Thursday, November 12, 2009

TFLN

Here's Sri Kuehnlenz's take on texts from last night, a very popular website.

Cyber-sexism: Texts From Last Night’s offensive take on women

The signs were all there. Girlie feminism was a full-fledged movement by the late nineties, bringing along with it the Spice Girls and Legally Blonde. It was only a matter of time until pressures from the opposite side (a Macho movement?) appeared. Now for every book, magazine, movie, TV show, etc. that features empowered feminine women, there is a corresponding masculinist version.

Example: in 1997, Candace Bushnell wrote Sex and City, a collection of essays that documented her experiences dating in Manhattan and spawned the popular TV series of the same name. Two years after the show’s conclusion, Tucker Max wrote I Hope They Serve Beer in Hell, a collection of anecdotes documenting the author’s frat boy-esque exploits with women, alcohol and yes, even bodily functions. However, with the rise of social networking sites and the shift of entertainment from TV and print to the Internet, our pop culture is becoming increasingly more male-oriented. Case in point: the website Texts From Last Night, which appropriately enough counts the movie version of Max’s book as an advertiser.

While Texts From Last Night (TFLN) is popular among men and women alike (I admit that if in need of mindless entertainment, this is usually the source I refer to), the texts that form the basis of the site frame women as mindless, submissive bimbos. One recently posted text read, “She thought I was gay, so I told her I’d be more comfortable with anal. She agreed.” Women do contribute to the site, like with “i hope when i become a housewife i’m more of a Gretchen and less of a vicky.”

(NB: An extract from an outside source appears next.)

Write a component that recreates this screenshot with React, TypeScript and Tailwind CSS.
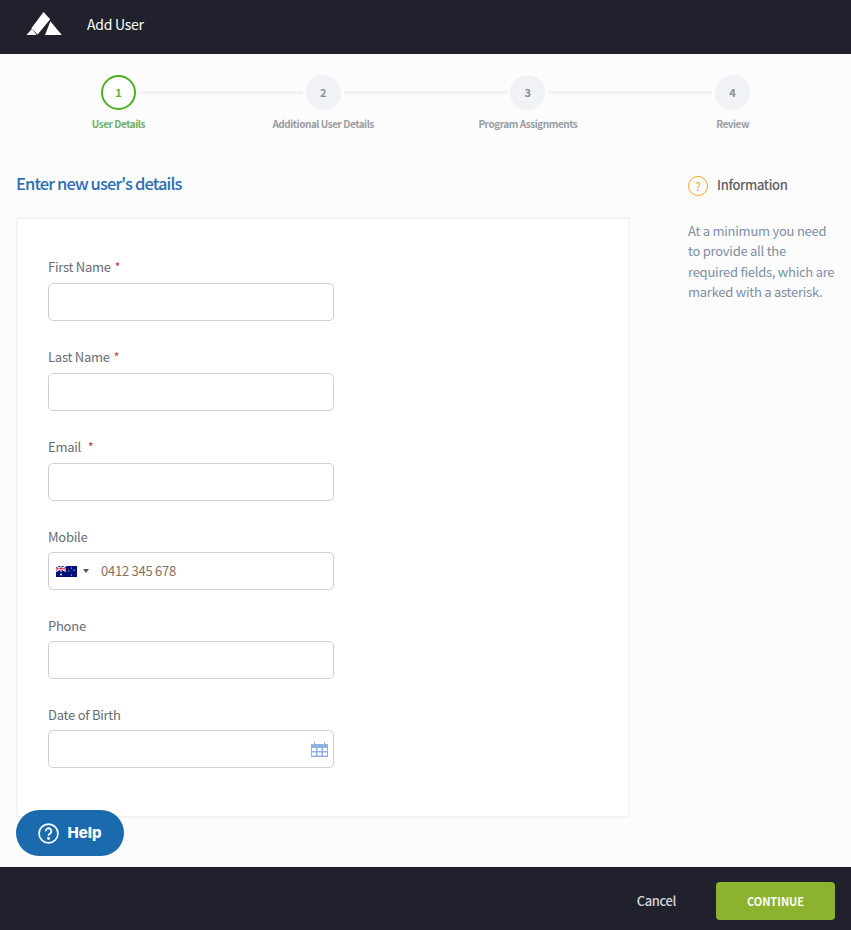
const font = { fontFamily: '"Noto Sans CJK SC", "Noto Sans", sans-serif' };

const steps = [
  { n: "1", label: "User Details" },
  { n: "2", label: "Additional User Details" },
  { n: "3", label: "Program Assignments" },
  { n: "4", label: "Review" },
];

function Logo() {
  return (
    <svg width="36" height="24" viewBox="26 12 36 24" fill="#fff" className="block">
      <polygon points="43.5,12 50.2,19.3 37.6,34.4 31.4,28.3" />
      <polygon points="26.5,35 32,28.8 36.6,35" />
      <polygon points="50.4,21.2 61.8,35 45,35 " />
    </svg>
  );
}

function Flag() {
  return (
    <svg width="21" height="11" viewBox="0 0 21 11" className="block">
      <rect width="21" height="11" fill="#00107a" />
      <path d="M0 0L10 5.5M10 0L0 5.5" stroke="#fff" strokeWidth="1.2" />
      <path d="M5 0V5.5M0 2.75H10" stroke="#fff" strokeWidth="2" />
      <path d="M5 0V5.5M0 2.75H10" stroke="#e0243a" strokeWidth="1" />
      <circle cx="5" cy="8.5" r=".9" fill="#fff" />
      <circle cx="15.5" cy="2" r=".6" fill="#fff" />
      <circle cx="15.5" cy="9" r=".6" fill="#fff" />
      <circle cx="12.8" cy="4.8" r=".6" fill="#fff" />
      <circle cx="18.2" cy="4.2" r=".6" fill="#fff" />
    </svg>
  );
}

function Calendar() {
  return (
    <svg width="17" height="15" viewBox="0 0 17 15" className="block" fill="#8fb2de">
      <path d="M0 2H3V0H4V2H13V0H14V2H17V15H0Z" />
      <g fill="#fff">
        <rect x="1" y="6" width="4" height="3" />
        <rect x="6.5" y="6" width="4" height="3" />
        <rect x="12" y="6" width="4" height="3" />
        <rect x="1" y="10.5" width="4" height="3" />
        <rect x="6.5" y="10.5" width="4" height="3" />
        <rect x="12" y="10.5" width="4" height="3" />
      </g>
    </svg>
  );
}

function Field({
  label,
  required,
  gap,
  className,
  inputGap = "mt-[6px]",
  children,
}: {
  label: string;
  required?: boolean;
  gap?: string;
  className?: string;
  inputGap?: string;
  children?: React.ReactNode;
}) {
  return (
    <div className={className}>
      <div className="flex h-[20px] items-center text-[13px] leading-[20px] tracking-[-0.25px] text-[#666c75]">
        <span>{label}</span>
        {required && <span className={`${gap} text-[12px] text-[#c0392b]`}>*</span>}
      </div>
      <div className={`${inputGap} flex h-[38px] w-[286px] items-center rounded-[5px] border border-[#cfcfcf] bg-white`}>
        {children}
      </div>
    </div>
  );
}

export default function App() {
  return (
    <div className="relative flex h-[930px] w-[851px] flex-col overflow-hidden bg-[#fcfcfc]" style={font}>
      <header className="flex h-[54px] shrink-0 items-center bg-[#20212c] pb-[6px] pl-[26px]">
        <Logo />
        <span className="ml-[25px] mt-[1px] text-[14px] tracking-[-0.25px] text-white">Add User</span>
      </header>

      <div className="shrink-0 pt-[21px]">
        <div className="flex items-center px-[101px]">
          {steps.map((s, i) => (
            <div key={s.n} className={i === 3 ? "flex items-center" : "flex flex-1 items-center"}>
              <div
                className={
                  i === 0
                    ? "flex h-[35px] w-[35px] shrink-0 items-center justify-center rounded-full border-2 border-[#4cb01f] bg-white pb-[1px] text-[11px] font-bold text-[#5cb030]"
                    : "flex h-[35px] w-[35px] shrink-0 items-center justify-center rounded-full bg-[#f0f2f5] pb-[1px] text-[11px] font-bold text-[#8a8f96]"
                }
              >
                {s.n}
              </div>
              {i < 3 && <div className="mx-[3px] h-[3px] flex-1 bg-[#f0f2f5]" />}
            </div>
          ))}
        </div>
        <div className="mt-[6px] grid grid-cols-4 px-4">
          {steps.map((s, i) => (
            <div
              key={s.n}
              className={
                i === 0
                  ? "text-center text-[10px] font-bold leading-[16px] tracking-[-0.47px] text-[#6fae6a]"
                  : "text-center text-[10px] font-bold leading-[16px] tracking-[-0.47px] text-[#9a9da3]"
              }
            >
              {s.label}
            </div>
          ))}
        </div>
      </div>

      <main className="flex flex-1 pl-4 pt-[38px]">
        <div className="w-[614px] shrink-0">
          <h1 className="text-[16.5px] font-medium leading-[26px] tracking-[-0.87px] text-[#2e6db4]">
            Enter new user's details
          </h1>
          <div className="mt-[21px] h-[601px] rounded-[2px] border-2 border-[#f4f4f4] bg-white pl-[30px] pt-[38px]">
            <Field label="First Name" required gap="ml-[4px]" />
            <Field label="Last Name" required gap="ml-[4px]" className="mt-[26px]" />
            <Field label="Email" required gap="ml-[7px]" className="mt-[26px]" />
            <Field label="Mobile" className="mt-[26px]" inputGap="mt-[5px]">
              <div className="ml-[7px] flex items-center">
                <Flag />
                <span className="ml-[6px] h-0 w-0 border-x-[3px] border-t-[4px] border-x-transparent border-t-[#555]" />
              </div>
              <span className="ml-[12px] text-[13px] tracking-[-0.25px] text-[#8a6f5f]">0412 345 678</span>
            </Field>
            <Field label="Phone" className="mt-[26px]" inputGap="mt-[5px]" />
            <Field label="Date of Birth" className="mt-[26px]" inputGap="mt-[5px]">
              <div className="ml-auto mr-[5px]">
                <Calendar />
              </div>
            </Field>
          </div>
        </div>

        <aside className="ml-[58px] w-[163px] pt-[5px]">
          <div className="flex items-center">
            <span className="flex h-[20px] w-[20px] items-center justify-center rounded-full border border-[#f5a623] text-[12px] leading-none text-[#f5a623]">
              ?
            </span>
            <span className="mb-[3px] ml-[9px] text-[13px] font-medium tracking-[-0.35px] text-[#5f6066]">
              Information
            </span>
          </div>
          <p className="mt-[23px] text-[13px] leading-[20.5px] tracking-[-0.25px] text-[#7d8fa3]">
            At a minimum you need
            <br />
            to provide all the
            <br />
            required fields, which are
            <br />
            marked with a asterisk.
          </p>
        </aside>
      </main>

      <footer className="flex h-[63px] shrink-0 items-center justify-end bg-[#20212c] pr-[16px] pt-[4px]">
        <span className="mr-[40px] text-[13px] font-medium tracking-[-0.4px] text-[#d4d6da]">Cancel</span>
        <button className="h-[38px] w-[119px] rounded-[4px] bg-[#8cb32f] pt-[1px] text-[11px] font-bold text-white">
          CONTINUE
        </button>
      </footer>

      <div className="absolute left-[16px] top-[810px] flex h-[46px] w-[108px] items-center justify-center gap-[8px] rounded-full bg-[#1b6aad] text-white">
        <svg width="21" height="21" viewBox="0 0 20 20" fill="none" stroke="#fff" strokeWidth="1.6">
          <circle cx="10" cy="10" r="9" />
          <path d="M7.3 7.8a2.7 2.7 0 1 1 4.2 2.2c-1 .7-1.5 1.1-1.5 2.2" strokeWidth="1.8" />
          <circle cx="10" cy="14.8" r=".6" fill="#fff" />
        </svg>
        <span className="text-[15px] font-extrabold" style={{ fontFamily: '"Inter", sans-serif' }}>
          Help
        </span>
      </div>
    </div>
  );
}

Granted men don’t come off looking so good either. Most of the texts focus on the male’s drunken and/or sexual exploits, such as “I just lost $50 at the races, got drunk, and woke up to my ex-gf. Apparently the good decisions kept on rolling…” However these texts tend to portray the male action in question as an effect of alcohol or drugs. Few texts actually suggest that the male subject is inherently stupid.

Now, some may accuse me of being “nit-picky,” but it is by allowing these cultural phenomena, few at first, to escalate, that an entire way of thinking takes hold. This is the case of the adult entertainment industry, which got its commercial kick-off with Playboy’s debut in 1953, and is now worth $5.175 billion, according to the Wired article, “Porn Industry Knows Its Worth.” I don’t believe that TFLN is single-handedly responsible for the creation of the frat-boy culture (take Collegehumor.com as another example).

I doubt the moderators of the site sift through submissions and select the texts that are most demeaning to women. According to the Frequently Asked Questions section, the texts are selected on the basis of their funniness and relatability, pointing to the more pervasive problem of frat boy humor in our culture.

While TFLN is almost like a Darwin Awards for a co-ed, web savvy generation, we must ask ourselves at what cost? Must humor go hand-in-hand with sexism and what is the appropriate action to counter this?

These are questions we must ask ourselves, even if it means sacrificing a laugh for an image of women that doesn’t place women on their backs.